Soutenance de thèse Sha Li
Mme Sha Li soutiendra en anglais, en vue de l'obtention du grade de docteur ès sciences mention informatique de la Faculté des sciences de l'Université de Genève, sa thèse intitulée:
Continuum Model for Flow Diverting Stents of Intracranial Aneurysms
Date: Lundi 14 janvier 2019 à 13h30
Lieu: CUI / Battelle bâtiment A, auditoire rez-de-chaussée
- Prof. Bastien Chopard (Directeur, Université de Genève)
- Dr. Jonas Latt (Co-Directeur, Université de Genève)
- Prof. Nikolaos Stergiopulos (EPFL)
- Dr. Guy Courbebaisse (INSA Lyon, France)
Aneurysmal subarachnoid hemorrhage remains an important cause of stroke mortality and morbidity. Hemodynamic factors are considered to be a major factor in the progression and rupture of intracranial aneurysms. Flow diverting stent (FDS) is an emerging paradigm for treating traditionally difficult intracranial aneurysms. It is placed in the parent artery to divert the blood flow from the aneurysm sac and promote the progressive thrombosis. In the field of medical FDS, numerical simulation is a tool of high importance for the investigation and development of new flow diverters. It is also used to assist patient-specific decision making, for example during a medical stent placement procedure for the consolidation of an arterial aneurysm. How- ever, fully resolved simulations of the stent are often prohibitively expensive, opening the path for approximate but more efficient simulations framework which model the effect of the FDS through a coarse-grained, macroscopic approach. Porous media model was proposed for this purpose, assuming that FDS can be described as a porous media, obeying Forchheimer’s law. How- ever, FDS are not 3D porous media and a solution based on screen model are more adapted. In this thesis, we develop a screen based flow diverter model (SFDM) which circumvents deficiencies of some aspects of the porous media model.
Our framework is developed from the existing screen models which, as opposed to porous media models, are explicitly built to reflect the physics of thin porous structures, like a flow diverter stent.

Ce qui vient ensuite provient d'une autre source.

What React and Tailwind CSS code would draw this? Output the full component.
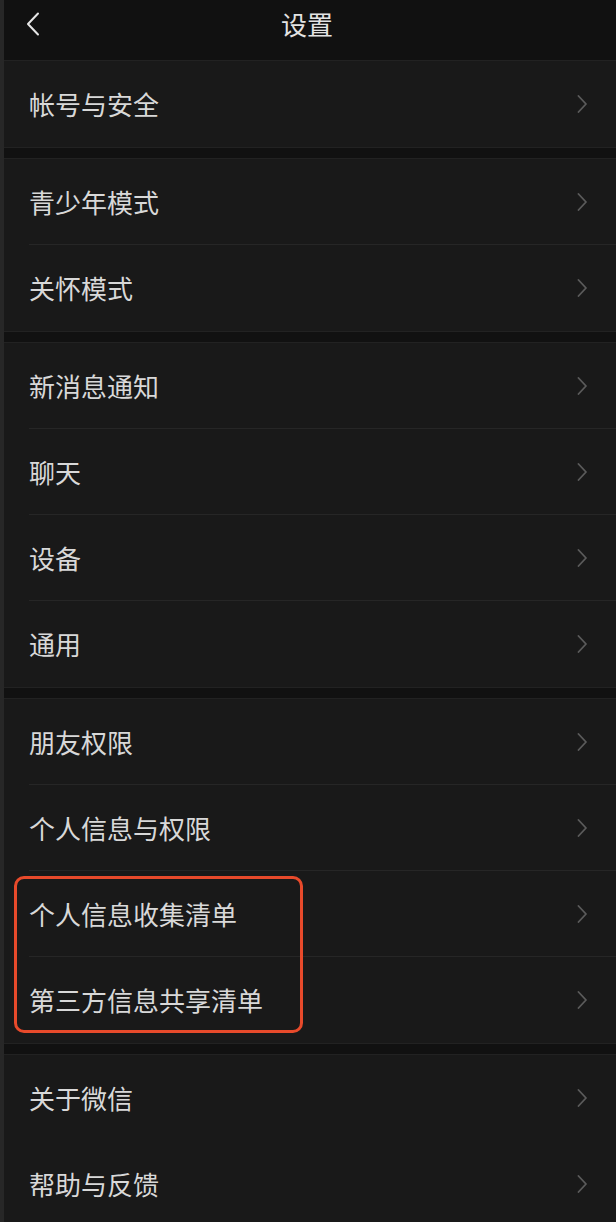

We first reviewed the hydraulic equations of screen in the literatures, then proposed a 2D framework which are able to predict the pressure drop and flow deflection across a stent. The deflection part determined by the drag coefficient, is different from the homogeneous porous media prototype.
The 2D SFDM is tested on several ideal aneurysms under various conditions, such as different stent placements, varying homogeneous porosities and pulsatile inlet velocities. The model can effectively reduce the velocity and wall shear stress in the aneurysm sac as a fully resolved stent.
Afterwards, the framework of SFDM is extended to 3D and is applied for actual medical flow diverters in patient-specific aneurysms. The numerical tests show that the 3D SFDM can reproduce the results of direct numerical simulation both qualitatively and quantitatively, and are capable of reducing the simulation time by an order of magnitude or more. Additionally to the theoretical framework of the SFDM, the thesis discusses in detail the procedure required to deploy the model for a given stent and artery.
All the simulations above are carried out in the Palabos which is an open source solver based on Lattice Boltzmann method (LBM). The LBM force models and boundary conditions that we utilize for the simulations of stented aneurysms and SFDM are already integrated in the solver.
In summary, we developed, validated and deployed a screen based flow diverter model which can greatly reduce the computational time for the blood flow in stented aneurysm with reasonable accuracy. It opens the possibility to be included in a medical imaging device which is a fast enough simulation mode for helping a clinician to assess the benefit of a given FDS for a specific patient.